MS: The school suitcases operate in a different aesthetic and conceptual realm: where the steel works are artificially aged, there seems to be an intention to preserve the suitcases in a pristine condition.
MJ: The little white suitcases act as carriers for past traces, and are thus a literal reference to the container in which I found my grandmothers' letters. But they also speak about a particular era - in this case, the late 1970s - and as such reference school and childhood in a particularly nostalgic way. They link, for instance, to the photograph where I am pictured with Jannie (du Toit, a next-door neighbour) on our first day of school. We are both carrying those same suitcases.
I created this series by making a mould of an existing suitcase and producing casts in Crystacal (a calcium-based casting agent that is similar to plaster).

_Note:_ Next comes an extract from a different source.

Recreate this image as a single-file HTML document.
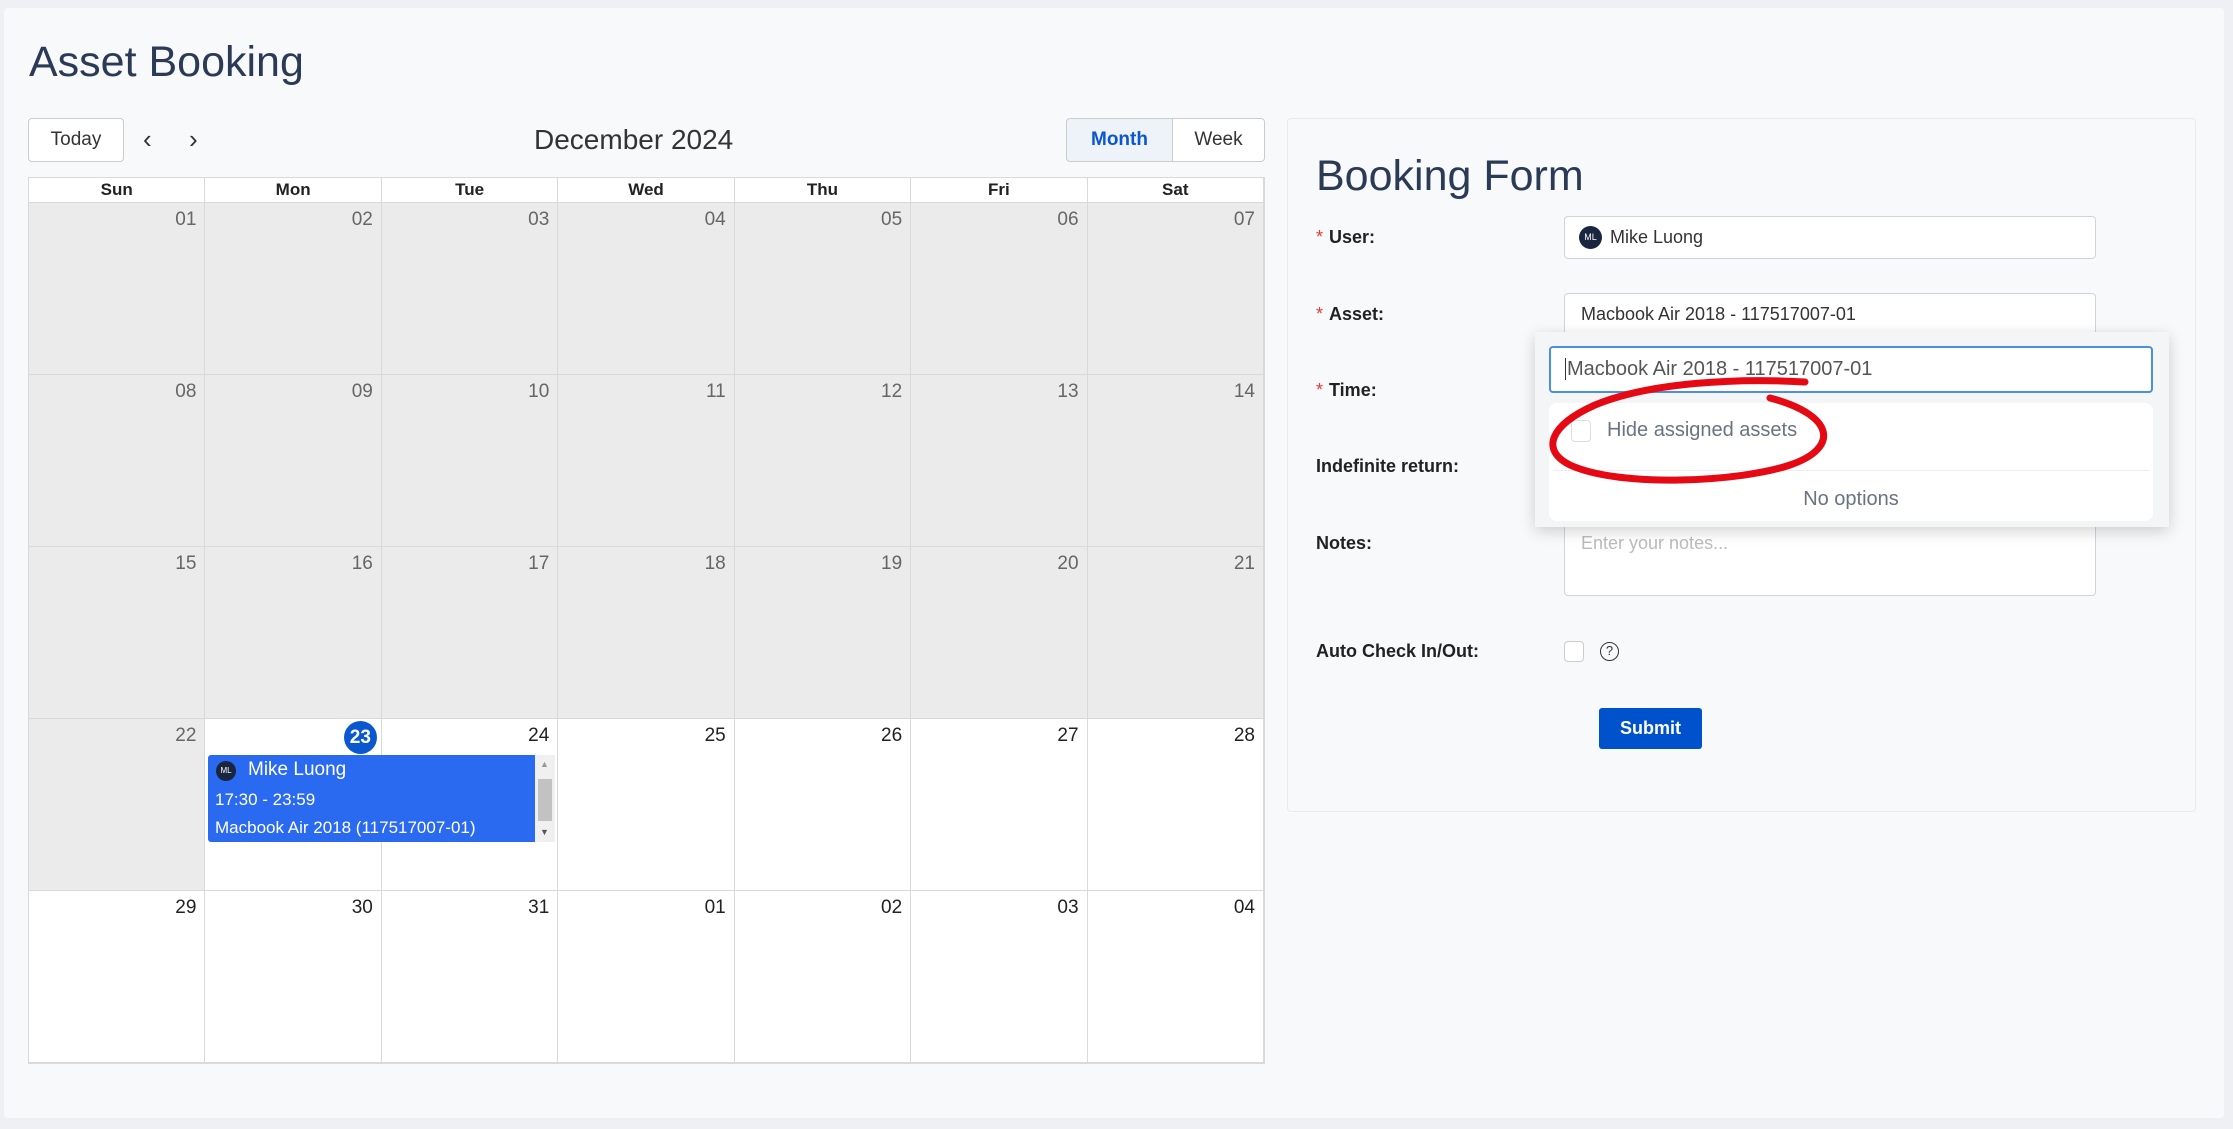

On the lids of the suitcase sculptures I have engraved some pages from my primary school workbooks, showing my early attempts at learning to write. The sculptures thus draw connections between my shaky acquisition of these skills and my grandmothers' respective losses of that capacity.
At first I tried imbedding bits of steel in the casts: the moisture in the Crystacal resulted in some rust stains seeping to the surface. But I didn't like the stains, and rejected these, redoing them as pristine white casts. Their precious, pristine quality, in the end, acts a kind of foil to the decay evoked elsewhere in the show. It speaks about a fervent (if futile) desire to keep the past safe and protected from the corrosive effects of time and forgetting.